LESSONS FROM THE SLINKY

Guest Commentary: With so many new technologies and dazzling applications, tech-based innovation seems like an 80-armed octopus reaching in all directions at once. But there’s actually a pattern to what’s happening and a road map for creating winning value propositions in a fast-changing world.
With the kind of honesty born of a cold beer on a hot day, one of the most tech-savvy innovators I know dropped a surprising confession the other day.
He said tech-based innovation has at long last confounded him, as it no longer has a singular thematic tailwind pushing it along. Pressed to explain, he eloquently summed up 30 years in 30 seconds.We’ve cycled through a series of dominant themes, gradually giving way to one another. First it was Moore’s Law of the falling cost of computing power, which provided a tidy summation of technology’s trajectory to permeate life. Next came Convergence, prescribing a path for putting all that power to work in multipurpose devices. Then came Social Connectivity as the next “It Girl” innovation vector to carry us forward. Progress was never one dimensional, but it always had an identifiable center.

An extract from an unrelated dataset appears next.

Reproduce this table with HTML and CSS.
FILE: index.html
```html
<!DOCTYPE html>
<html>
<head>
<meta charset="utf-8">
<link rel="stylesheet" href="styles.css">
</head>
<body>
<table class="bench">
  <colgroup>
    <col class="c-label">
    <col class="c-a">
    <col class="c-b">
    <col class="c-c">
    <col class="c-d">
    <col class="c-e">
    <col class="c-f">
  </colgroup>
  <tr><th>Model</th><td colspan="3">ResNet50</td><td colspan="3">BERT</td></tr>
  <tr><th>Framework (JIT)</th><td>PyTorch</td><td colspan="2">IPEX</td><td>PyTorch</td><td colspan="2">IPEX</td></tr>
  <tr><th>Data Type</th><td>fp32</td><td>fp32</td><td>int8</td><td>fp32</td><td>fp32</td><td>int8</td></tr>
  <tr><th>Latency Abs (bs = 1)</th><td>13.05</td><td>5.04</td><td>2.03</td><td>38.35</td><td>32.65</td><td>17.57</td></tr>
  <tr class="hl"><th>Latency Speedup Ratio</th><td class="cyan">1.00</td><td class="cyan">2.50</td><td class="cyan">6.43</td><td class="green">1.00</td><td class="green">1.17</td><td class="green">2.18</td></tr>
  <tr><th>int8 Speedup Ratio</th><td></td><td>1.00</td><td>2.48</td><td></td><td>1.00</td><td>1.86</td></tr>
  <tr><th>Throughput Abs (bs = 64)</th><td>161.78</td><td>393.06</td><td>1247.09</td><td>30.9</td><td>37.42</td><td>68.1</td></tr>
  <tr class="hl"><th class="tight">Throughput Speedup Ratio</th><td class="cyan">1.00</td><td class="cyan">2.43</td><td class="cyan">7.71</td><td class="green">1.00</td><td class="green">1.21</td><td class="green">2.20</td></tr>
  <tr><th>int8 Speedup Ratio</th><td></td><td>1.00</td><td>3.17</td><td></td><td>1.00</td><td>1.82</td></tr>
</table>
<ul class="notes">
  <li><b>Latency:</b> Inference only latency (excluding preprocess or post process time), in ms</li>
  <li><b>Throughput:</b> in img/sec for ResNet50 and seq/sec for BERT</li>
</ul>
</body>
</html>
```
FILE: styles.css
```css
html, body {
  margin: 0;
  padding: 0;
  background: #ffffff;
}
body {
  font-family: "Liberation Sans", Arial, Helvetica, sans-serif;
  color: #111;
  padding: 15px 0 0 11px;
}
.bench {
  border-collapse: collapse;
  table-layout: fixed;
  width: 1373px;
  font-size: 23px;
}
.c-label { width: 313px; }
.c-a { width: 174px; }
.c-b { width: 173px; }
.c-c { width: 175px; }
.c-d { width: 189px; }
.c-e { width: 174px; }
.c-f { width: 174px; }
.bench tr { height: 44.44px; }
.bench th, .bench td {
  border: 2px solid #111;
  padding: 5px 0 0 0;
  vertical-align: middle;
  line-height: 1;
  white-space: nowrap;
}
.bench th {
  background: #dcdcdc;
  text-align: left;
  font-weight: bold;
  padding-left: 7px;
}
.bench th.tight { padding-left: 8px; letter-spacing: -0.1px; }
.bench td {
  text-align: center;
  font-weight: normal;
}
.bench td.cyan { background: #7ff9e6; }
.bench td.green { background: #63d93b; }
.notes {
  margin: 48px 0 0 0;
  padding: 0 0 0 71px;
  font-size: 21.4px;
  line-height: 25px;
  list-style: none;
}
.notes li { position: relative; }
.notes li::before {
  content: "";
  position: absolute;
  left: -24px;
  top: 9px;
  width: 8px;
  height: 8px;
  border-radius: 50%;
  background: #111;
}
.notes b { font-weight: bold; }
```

But, of late, tech innovation has behaved like an 80-armed octopus, chaotically reaching in dozens of directions at once. What’s the dominant tailwind? Is it “betweening” plays, like dropping a tablet somewhere between the phone and computer? Location-based services? Horde-sourcing? Cloud power? (in)Security? Augmented reality? Kinetic control? Micro-conversations?

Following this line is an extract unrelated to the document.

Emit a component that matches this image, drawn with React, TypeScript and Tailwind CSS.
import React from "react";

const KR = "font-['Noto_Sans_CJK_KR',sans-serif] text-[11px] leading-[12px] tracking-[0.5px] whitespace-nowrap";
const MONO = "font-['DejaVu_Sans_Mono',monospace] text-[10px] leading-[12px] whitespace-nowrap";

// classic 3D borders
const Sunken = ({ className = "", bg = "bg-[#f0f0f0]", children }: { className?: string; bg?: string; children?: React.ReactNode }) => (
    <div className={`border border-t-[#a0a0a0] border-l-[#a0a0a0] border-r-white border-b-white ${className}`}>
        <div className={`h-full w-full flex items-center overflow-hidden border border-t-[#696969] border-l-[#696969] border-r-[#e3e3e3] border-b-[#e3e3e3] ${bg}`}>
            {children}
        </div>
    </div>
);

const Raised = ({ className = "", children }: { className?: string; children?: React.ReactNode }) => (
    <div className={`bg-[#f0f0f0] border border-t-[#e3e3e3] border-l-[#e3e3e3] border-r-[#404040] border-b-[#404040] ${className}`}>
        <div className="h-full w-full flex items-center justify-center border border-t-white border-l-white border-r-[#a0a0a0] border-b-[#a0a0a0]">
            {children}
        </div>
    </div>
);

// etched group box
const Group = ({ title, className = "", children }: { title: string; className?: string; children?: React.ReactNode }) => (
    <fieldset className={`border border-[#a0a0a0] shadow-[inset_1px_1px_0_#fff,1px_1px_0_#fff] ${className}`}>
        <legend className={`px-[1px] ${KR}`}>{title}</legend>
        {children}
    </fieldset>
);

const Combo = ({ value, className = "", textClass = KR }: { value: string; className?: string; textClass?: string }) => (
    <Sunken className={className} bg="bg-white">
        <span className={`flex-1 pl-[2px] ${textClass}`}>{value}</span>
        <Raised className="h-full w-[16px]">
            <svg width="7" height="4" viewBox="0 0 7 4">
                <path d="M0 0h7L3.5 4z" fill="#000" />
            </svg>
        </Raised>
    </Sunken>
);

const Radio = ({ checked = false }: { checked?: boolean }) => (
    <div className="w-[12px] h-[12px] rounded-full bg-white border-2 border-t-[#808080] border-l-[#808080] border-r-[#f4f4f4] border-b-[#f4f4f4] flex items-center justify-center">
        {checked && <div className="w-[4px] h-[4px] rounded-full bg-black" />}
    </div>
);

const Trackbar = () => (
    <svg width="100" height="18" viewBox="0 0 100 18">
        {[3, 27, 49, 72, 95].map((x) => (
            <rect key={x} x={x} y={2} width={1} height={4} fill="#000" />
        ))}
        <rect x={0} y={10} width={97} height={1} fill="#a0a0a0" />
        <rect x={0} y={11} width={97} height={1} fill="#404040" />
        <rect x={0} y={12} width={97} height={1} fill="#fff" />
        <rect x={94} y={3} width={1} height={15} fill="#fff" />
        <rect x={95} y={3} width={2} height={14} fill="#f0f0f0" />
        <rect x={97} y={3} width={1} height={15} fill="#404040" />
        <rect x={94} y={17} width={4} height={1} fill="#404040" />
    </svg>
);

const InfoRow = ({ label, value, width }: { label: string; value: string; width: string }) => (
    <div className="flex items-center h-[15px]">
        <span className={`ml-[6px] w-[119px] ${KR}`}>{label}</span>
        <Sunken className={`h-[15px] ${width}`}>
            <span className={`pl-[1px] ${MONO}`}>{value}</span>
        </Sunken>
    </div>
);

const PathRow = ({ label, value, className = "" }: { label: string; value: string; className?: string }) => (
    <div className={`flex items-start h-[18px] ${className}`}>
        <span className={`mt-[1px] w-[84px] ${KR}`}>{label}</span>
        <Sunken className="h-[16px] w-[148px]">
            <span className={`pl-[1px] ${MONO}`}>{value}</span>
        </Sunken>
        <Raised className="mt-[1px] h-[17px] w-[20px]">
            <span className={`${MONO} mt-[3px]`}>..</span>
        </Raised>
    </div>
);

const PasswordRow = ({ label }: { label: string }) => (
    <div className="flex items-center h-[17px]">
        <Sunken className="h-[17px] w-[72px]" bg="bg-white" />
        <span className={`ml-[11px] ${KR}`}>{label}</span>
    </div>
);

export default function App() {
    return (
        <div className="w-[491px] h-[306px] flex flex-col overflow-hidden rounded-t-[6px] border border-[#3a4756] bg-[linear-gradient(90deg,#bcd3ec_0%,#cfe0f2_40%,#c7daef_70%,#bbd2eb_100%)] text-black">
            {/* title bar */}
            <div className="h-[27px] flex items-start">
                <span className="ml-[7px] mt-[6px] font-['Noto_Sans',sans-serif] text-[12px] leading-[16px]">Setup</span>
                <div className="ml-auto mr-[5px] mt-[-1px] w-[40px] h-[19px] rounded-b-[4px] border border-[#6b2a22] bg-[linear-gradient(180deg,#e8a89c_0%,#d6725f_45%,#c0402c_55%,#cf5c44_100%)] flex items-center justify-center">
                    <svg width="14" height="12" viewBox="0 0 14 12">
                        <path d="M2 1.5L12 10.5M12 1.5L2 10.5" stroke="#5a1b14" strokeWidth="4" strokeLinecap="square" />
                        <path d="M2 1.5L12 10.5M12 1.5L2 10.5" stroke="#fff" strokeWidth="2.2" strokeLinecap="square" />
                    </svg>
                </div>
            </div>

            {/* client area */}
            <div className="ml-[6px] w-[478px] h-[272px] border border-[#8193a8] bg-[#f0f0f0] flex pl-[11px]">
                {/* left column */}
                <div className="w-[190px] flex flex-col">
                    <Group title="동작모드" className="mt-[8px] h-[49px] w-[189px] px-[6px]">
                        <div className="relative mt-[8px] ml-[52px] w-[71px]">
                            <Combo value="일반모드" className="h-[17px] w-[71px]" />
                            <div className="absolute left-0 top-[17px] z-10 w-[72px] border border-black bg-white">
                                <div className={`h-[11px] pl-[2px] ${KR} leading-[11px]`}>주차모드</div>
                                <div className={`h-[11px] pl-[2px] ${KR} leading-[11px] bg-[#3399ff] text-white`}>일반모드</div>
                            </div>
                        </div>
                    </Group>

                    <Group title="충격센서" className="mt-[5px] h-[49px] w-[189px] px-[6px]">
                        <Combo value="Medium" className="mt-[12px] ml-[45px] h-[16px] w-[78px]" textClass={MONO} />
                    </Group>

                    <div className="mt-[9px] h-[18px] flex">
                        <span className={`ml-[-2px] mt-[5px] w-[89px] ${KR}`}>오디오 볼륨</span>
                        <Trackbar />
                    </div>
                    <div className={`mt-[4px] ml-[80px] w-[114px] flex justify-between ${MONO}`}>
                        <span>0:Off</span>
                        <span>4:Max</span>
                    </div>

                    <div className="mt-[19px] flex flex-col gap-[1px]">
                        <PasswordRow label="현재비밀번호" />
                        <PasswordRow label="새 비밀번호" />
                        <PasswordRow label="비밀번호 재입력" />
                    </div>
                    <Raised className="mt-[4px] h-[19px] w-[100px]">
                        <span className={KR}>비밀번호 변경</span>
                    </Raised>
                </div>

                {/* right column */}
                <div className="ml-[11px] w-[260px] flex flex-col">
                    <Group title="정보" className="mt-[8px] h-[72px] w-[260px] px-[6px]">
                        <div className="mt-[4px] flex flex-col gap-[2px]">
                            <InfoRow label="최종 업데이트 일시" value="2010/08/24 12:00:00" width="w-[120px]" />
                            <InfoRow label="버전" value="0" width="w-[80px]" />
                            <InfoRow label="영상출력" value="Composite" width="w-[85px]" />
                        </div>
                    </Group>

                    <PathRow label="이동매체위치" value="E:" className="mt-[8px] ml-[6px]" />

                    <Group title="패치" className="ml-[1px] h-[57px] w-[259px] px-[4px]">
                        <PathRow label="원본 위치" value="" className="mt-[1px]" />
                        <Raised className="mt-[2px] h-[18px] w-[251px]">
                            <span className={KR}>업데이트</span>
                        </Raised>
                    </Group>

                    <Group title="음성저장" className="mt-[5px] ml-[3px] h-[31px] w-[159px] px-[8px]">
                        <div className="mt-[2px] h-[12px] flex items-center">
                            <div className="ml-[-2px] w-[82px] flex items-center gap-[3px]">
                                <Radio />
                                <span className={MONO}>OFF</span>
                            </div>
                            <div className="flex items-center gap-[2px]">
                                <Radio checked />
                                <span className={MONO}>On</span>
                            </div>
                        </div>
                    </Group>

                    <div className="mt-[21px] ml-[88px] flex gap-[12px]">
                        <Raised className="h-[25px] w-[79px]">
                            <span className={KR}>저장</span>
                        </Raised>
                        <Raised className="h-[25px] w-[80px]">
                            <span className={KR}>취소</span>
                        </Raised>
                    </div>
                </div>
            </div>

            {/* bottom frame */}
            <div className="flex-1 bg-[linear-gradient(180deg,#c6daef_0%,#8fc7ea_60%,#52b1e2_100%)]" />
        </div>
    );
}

The answer, of course, is all of the above, which is highly interesting but thoroughly unhelpful. Whether technology is your core business or you’re hoping to use it as a catalyst for your nontech business, how do you set yourself up for success when the patterns are so scattered?
To try to make sense of what’s happening and how to win amidst the chaos, the perfect meta-metaphor of tech innovation may be the humble Slinky. Yes, that quintessentially low-tech, one-piece toy, invented in 1945 by Richard and Betty James, may be the ideal encapsulation of how to build lucrative tech-based innovation in an all-of-the-above era.

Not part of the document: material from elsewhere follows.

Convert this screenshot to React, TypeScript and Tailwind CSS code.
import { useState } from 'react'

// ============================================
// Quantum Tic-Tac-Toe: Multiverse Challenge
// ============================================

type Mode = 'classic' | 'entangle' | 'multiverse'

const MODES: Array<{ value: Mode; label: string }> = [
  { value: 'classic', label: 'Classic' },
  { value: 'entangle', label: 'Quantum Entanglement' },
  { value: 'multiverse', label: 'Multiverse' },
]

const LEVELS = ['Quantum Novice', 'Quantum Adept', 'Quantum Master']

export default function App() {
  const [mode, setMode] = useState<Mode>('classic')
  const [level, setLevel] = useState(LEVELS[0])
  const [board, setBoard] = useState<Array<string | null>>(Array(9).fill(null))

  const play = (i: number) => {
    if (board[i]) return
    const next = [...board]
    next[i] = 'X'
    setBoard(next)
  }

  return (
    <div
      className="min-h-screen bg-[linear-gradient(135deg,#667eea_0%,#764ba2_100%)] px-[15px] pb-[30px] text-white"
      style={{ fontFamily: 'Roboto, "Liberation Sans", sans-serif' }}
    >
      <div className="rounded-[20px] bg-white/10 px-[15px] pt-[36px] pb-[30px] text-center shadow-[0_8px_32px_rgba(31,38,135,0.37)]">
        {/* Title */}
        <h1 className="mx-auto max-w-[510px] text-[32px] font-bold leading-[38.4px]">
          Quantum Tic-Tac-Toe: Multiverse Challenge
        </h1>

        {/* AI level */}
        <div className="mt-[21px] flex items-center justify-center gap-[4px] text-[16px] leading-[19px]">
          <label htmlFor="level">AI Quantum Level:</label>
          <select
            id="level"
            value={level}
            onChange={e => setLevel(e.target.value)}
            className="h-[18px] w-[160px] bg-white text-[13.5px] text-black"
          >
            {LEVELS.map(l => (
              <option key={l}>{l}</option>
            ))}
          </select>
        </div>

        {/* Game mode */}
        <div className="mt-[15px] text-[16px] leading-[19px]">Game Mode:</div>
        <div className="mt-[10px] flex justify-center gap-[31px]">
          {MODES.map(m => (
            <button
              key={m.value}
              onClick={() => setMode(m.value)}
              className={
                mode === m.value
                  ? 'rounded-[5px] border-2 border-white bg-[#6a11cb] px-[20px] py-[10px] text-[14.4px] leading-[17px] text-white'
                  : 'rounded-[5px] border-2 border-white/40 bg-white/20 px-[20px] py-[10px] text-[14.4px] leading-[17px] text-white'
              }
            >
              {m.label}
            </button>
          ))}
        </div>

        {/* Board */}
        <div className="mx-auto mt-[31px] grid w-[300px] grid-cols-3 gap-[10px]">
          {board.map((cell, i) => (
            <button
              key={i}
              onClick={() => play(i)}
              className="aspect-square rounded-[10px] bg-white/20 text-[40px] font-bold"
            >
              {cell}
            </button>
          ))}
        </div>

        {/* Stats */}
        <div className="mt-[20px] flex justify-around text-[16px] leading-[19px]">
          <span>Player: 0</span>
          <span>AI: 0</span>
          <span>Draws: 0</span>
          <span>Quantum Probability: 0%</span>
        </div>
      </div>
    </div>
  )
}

Think of each new capability that technology brings into play as just adding another loop to the front of the coil. GPS capability, kinetic control, app flexibility, micro-messaging, horde-sourcing, cloud power: Don’t think of them as separate vectors, but as parts of a growing whole of possibility.
From there, just think about how the Slinky moves.
Grab the outermost coil and pull it in any new direction and what happens? All the other coils very quickly snap in behind. As the baseline set of capabilities at the disposal of any new tech-based product, venture or experience gets bigger and bigger over time, this slinky pattern is going to define the way the biggest new value propositions are ignited, shaped, and monetized.
The big winners will be those who focus not on the value of the single new piece of capability, but on the bigger whole with the new piece in it.
Samsung’s LCD Division (see editor’s note below), for instance, is making big inroads into the vending industry with an idea called uVending that’s a classic piece of Slinky-esque thinking. uVending is driven not by the singular impact a state-of-the-art touchscreen could have on the once-moribund vending industry. Instead, it gets its pop through the value created by marrying up a screen, a chip set capable of supporting a new breed of cutting-edge interfaces, and two-way wireless connectivity that accepts content feeds from a marketer’s headquarters, then pushes real-time sales data to the guy driving the restock truck.
The touchscreen may be the most visible new thing in play, but it wasn’t the basis of the value proposition, which derived from bundling technologies into a transformational whole.
Across the platform at the train station, look at what came of E Ink. Embraced as the potential salvation of a publishing industry on the wane, it catalyzed the first e-readers. But the bigger creation of consumer transformation and economic value came about when the Slinky of other capabilities came in behind it. E Ink showed that the world was ready for electronic readers, but most of what makes the iPad so magical as a reading experience (and, of course, much more) is stuff that had been around for ages and is now integrated as a complete experience. Whether or not the e-reader’s sizable following is here to stay, the Slinky has spoken.
These are simple examples to make a simple point in a complicated world.
The great tech-based value propositions and experiences ahead of us won’t be one-dimensional or easily tucked under a singular, simple theme the way they once were.
They will use what’s new as a catalyst for a tug in a different direction. They’ll monetize it all when the vast and growing stable of capabilities that already existed get snapped in behind, adding up to a compelling new whole.
If Mr. Potato Head looks befuddled, it’s because he’s all about the individual pieces and how fragmented they seem. The Slinky marches on.